Önemseseydiler böyle bir siyasi harekete de gerek kalmazdı." 12 Eylül sonrası kurulan SHP milletvekillerinden Mehmet Ali Eren'in kardeşi olan Dilaver Eren, Deza kelimesinin Zazaca "kuzen" anlamına geldiğini ve subliminal mesaj vermek için seçtiklerini söylüyor ve ekliyor:
"Bugün Türkiye'de ihtiyaç duyulan şey etnik, ırki, mezhebi, sol veya sağ radikalizm ile militarizm değil daha fazla demokrasi ve uzlaşıdır." İlginç, herkes Türkiyelileşmeyi beklerken, "ana aksı Zazalar" olan bir partiyle yola çıkmak "demokrasiye" ne katkı sunar ve Deza-Par bu haliyle toplumdan destek alır mı göreceğiz ama en büyük kösteği PKK-HDP çizgisinden alacağı kesin.
Çünkü o bölgede PKK hiçbir siyasi çizgiye yaşam hakkı tanımadı.
Ölüme mahkum şehirler ve İstanbul
İstanbul, hem çok şikayet edilen hem de yaşamaktan hiç de vazgeçilmeyen bir şehirdir. Trafiği, kalabalıkları, yoğun yapılaşması çekilmez olsa da doğası, dinamizmi, tarihi, sanatsal üretkenliği insanı bu şehre bağlıyor. Ama en önemlisi tarihi, dünyada 1600 yıl gibi uzun bir süre Roma ve Osmanlı imparatorluklarına başkentlik etmiş başka bir şehir yok. Son yıllarda yapılan bilimsel araştırmalarla İstanbul'un tarihi 8.500 yıl önceye kadar gidiyor.
Peki, "İçinde yaşadığımız bu şehri ne kadar tanıyoruz?" Mimar Dr. Sinan Genim, son kitabı "İstanbul Yazıları"na bu soruyla başlıyor...
Ve bizi, dünün İstanbul'undan geleceğin İstanbul'una bir yolculuğa çıkartıyor.

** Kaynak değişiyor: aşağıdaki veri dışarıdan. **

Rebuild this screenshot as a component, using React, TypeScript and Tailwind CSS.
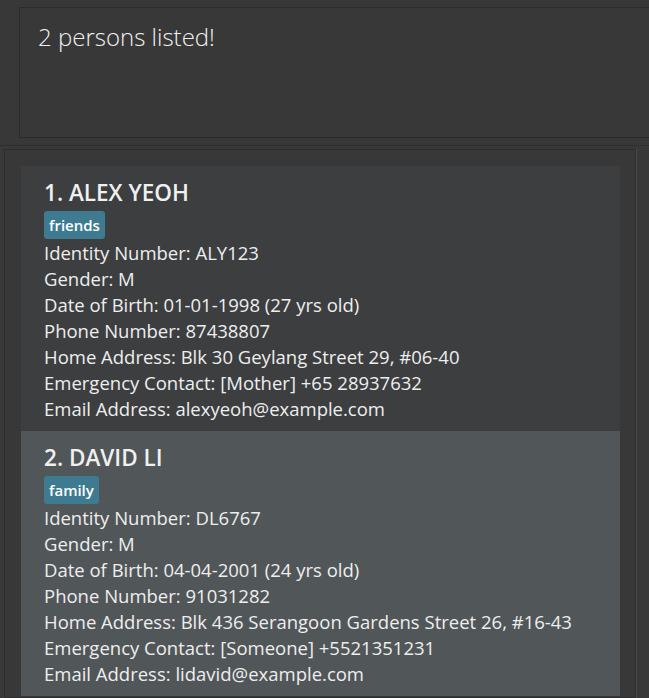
const persons = [
  {
    name: "ALEX YEOH",
    tag: "friends",
    fields: [
      "Identity Number: ALY123",
      "Gender: M",
      "Date of Birth: 01-01-1998 (27 yrs old)",
      "Phone Number: 87438807",
      "Home Address: Blk 30 Geylang Street 29, #06-40",
      "Emergency Contact: [Mother] +65 28937632",
      "Email Address: alexyeoh@example.com",
    ],
  },
  {
    name: "DAVID LI",
    tag: "family",
    fields: [
      "Identity Number: DL6767",
      "Gender: M",
      "Date of Birth: 04-04-2001 (24 yrs old)",
      "Phone Number: 91031282",
      "Home Address: Blk 436 Serangoon Gardens Street 26, #16-43",
      "Emergency Contact: [Someone] +5521351231",
      "Email Address: lidavid@example.com",
    ],
  },
];

function PersonCard({ index, person }: { index: number; person: (typeof persons)[number] }) {
  const selected = index === 2;
  return (
    <div className={`h-[265px] pl-[23px] pt-[12px] ${selected ? "bg-[#515658]" : "bg-[#3c3e40]"}`}>
      <div className="text-[22.5px] leading-[30px] font-semibold text-[#f0f0f0]">
        {index}. {person.name}
      </div>
      <div className="mt-[3px] flex">
        <span className="h-[28px] px-[5px] rounded-[3px] bg-[#3e7b91] text-[15px] leading-[28px] font-semibold text-white">
          {person.tag}
        </span>
      </div>
      <div className="mt-[1px]">
        {person.fields.map((f) => (
          <div key={f} className="text-[18.5px] leading-[26px] text-[#eeeeee] whitespace-nowrap">
            {f}
          </div>
        ))}
      </div>
    </div>
  );
}

export default function App() {
  return (
    <div
      className="w-[649px] h-[698px] bg-[#383838] overflow-hidden flex flex-col"
      style={{ fontFamily: '"Open Sans", "Noto Sans", sans-serif' }}
    >
      {/* Result display */}
      <div className="pt-[7px] pl-[19px] h-[146px] border-b border-[#2e2e2e] shrink-0">
        <div className="h-[131px] w-[660px] border border-[#2b2b2b] bg-[#383838] pl-[18px] pt-[12px]">
          <div className="text-[24px] font-light text-[#f2f2f2] leading-[34px]">2 persons listed!</div>
        </div>
      </div>

      {/* Person list */}
      <div className="flex flex-1 min-h-0 pt-[3px]">
        <div className="ml-[4px] w-[632px] border border-[#2d2d2d] pl-[16px] pr-[15px] pt-[16px] overflow-hidden">
          {persons.map((p, i) => (
            <PersonCard key={p.name} index={i + 1} person={p} />
          ))}
        </div>
        <div className="w-px bg-[#4a4a4a]" />
        <div className="flex-1" />
      </div>
    </div>
  );
}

Roma ve Osmanlı dönemi eserlerini, dikilitaşları, Ayasofya'yı, su kanallarını, meydanları, Süleymaniye'yi, kemerleri, surları, kayıp kaleleri hikayeleriyle anlatıyor.
Boğaziçi'ne ve Mimar Sinan'ın eserlerine ise özel bir yer veriyor. Sonra da bir mimar gözüyle bugünün İstanbul'una ilişkin düşüncelerini yazıyor. Onları yazarken geleceğin İstanbul'una ilişkin şu radikal notu düşündürücü:
"Beylerbeyi Sarayı ve Ortaköy Mecidiye Camii gibi Boğaziçi'nin en güzel anıtsal yapılarını gölgeleyen Boğaziçi Köprüsü ile Rumelihisarı'nın üzerine bütün ağırlığıyla çöken Fatih Sultan Mehmet köprüsü iptal edilerek Marmaray geçişinden elde edilen deneyim ve teknolojiyle su altına alınmalıdır." Bir düşündürücü sorgulamayı da kendi mesleği mimarlıkla ilgili yapıyor ve şu soruyu soruyor:
"Kaç mimar bir yapıyı yaparken kendi mimarlık anlayışını yansıtabiliyor?" Kitap okuyucusuna İstanbul'u sevdirdiği kadar sorumluluk da yüklüyor. O sorumluluğun nedenini de Petrus Gyllius özetliyor:
"Dünyada bütün şehirler ölüme mahkumdur, fakat İstanbul, insanlık varoldukça yaşayacaktır."